Kirkus Reviews described the book as "an absurd and beguiling fantasy" that was "made to order for Walt Disney—but a strange departure for Margery Sharp",[1] and shortly after its publication, Walt Disney Productions began developing an adaptation of the novel. The result was the animated film The Rescuers, released in 1977 and based primarily on the second novel in the series, Miss Bianca.

In his 1997 collection of essays on children's literature, A Child's Delight, Noel Perrin noted that the book is very different from (and in his opinion far superior to) the movie, commending the book for its inventive plot and for the "ease and freedom", "elegance", and "irony" of Sharp's writing.[2]

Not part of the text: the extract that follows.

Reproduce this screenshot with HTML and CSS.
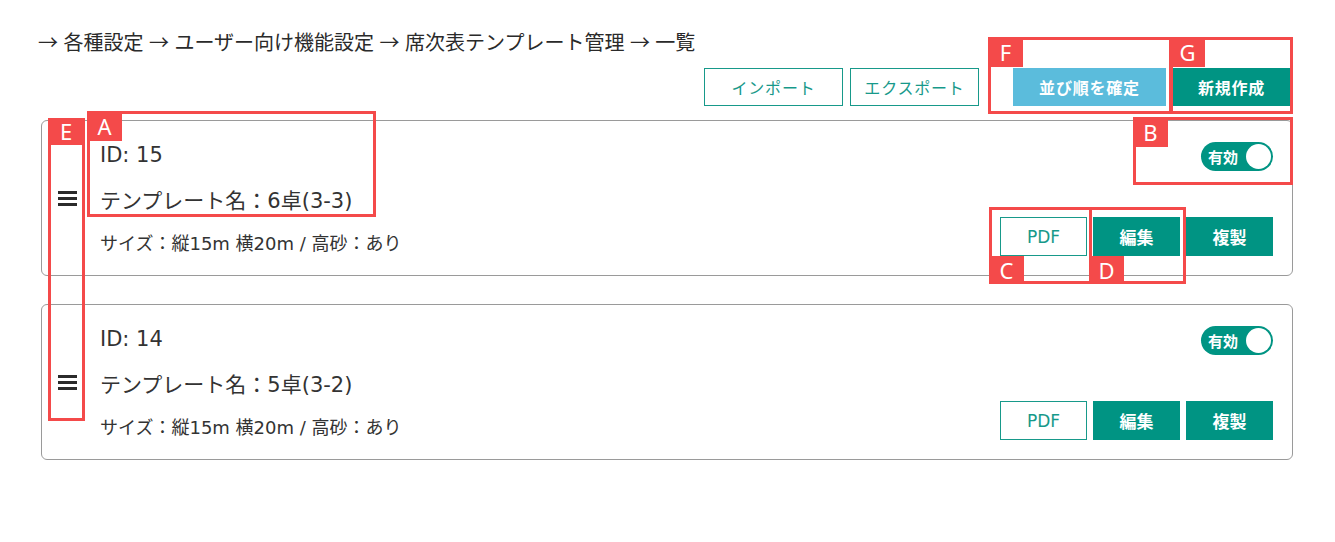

In 2011, a decade after going out of print, the book was reissued in a new edition by The New York Review of Books. Reviewer Meghan Cox Gurdon of The Wall Street Journal noted that the book "is much funnier and more interestingly textured than the high-fructose movie version."[3]

References

  1. The Rescuers (review), Kirkus Reviews, Oct. 29th, 1959.
  2. Noel Perrin, A Child's Delight (UPNE, 2003), ISBN 978-1584653523, pp. 48-54. Excerpts available at Google Books.
  3. Meghan Cox Gurdon, "Rescuing a Classic", The Wall Street Journal, July 9, 2011.